Oman Vision 2040
- Official logo

Development program overview
- Formed: 2020
- Jurisdiction: Government Of Oman
- Motto: Moving Forward with Confidence
- Key document: Vision Document English Arabic;
- Website: https://www.oman2040.om

= Oman Vision 2040 =

Oman government development program

Oman Vision 2040 (2040 رؤية عُمان) is a government development program launched by Oman which aims to achieve the goal of increased diversification economically, socially, and culturally for the period of 2021–2040. It was put in place under the late Sultan Qaboos Bin Said, and carried forward by his successor, Sultan Haitham bin Tariq.
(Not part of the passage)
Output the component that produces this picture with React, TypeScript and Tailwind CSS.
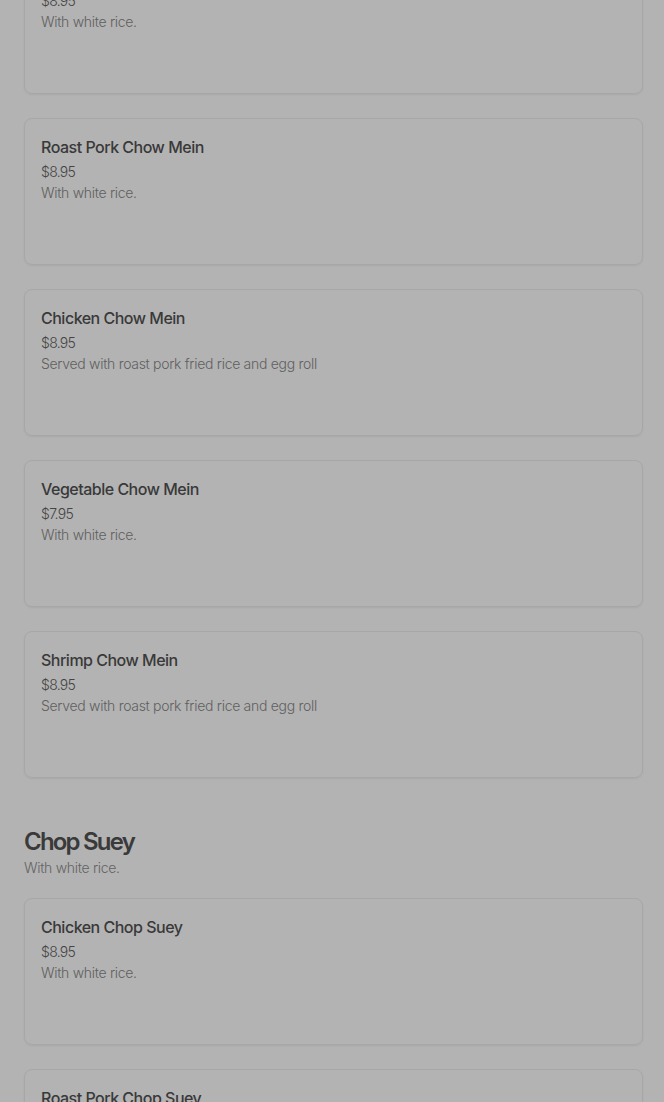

It was first announced in 2020 by the Omani government.

== Overview ==
Issued in 2017, the program was initially a repackaging of Oman's Vision 2020 launched in 1995. Announced in 2020 by the newly appointed sultan Haitham bin Tariq, the program initially was made to achieve the goal of increased diversification in its economy, digital transformation, and less dependency on oil exports.. In 2020, during the project's announcement, the oil and gas sector accounted for 26.2% of GDP, and represented about 60% of Oman's merchandise exports, while contributed three quarters of total government revenues.

== Goals ==
The initiative is carried out in various 5-year plans, with around 4 axes, representing culture, economy, and government affairs among others.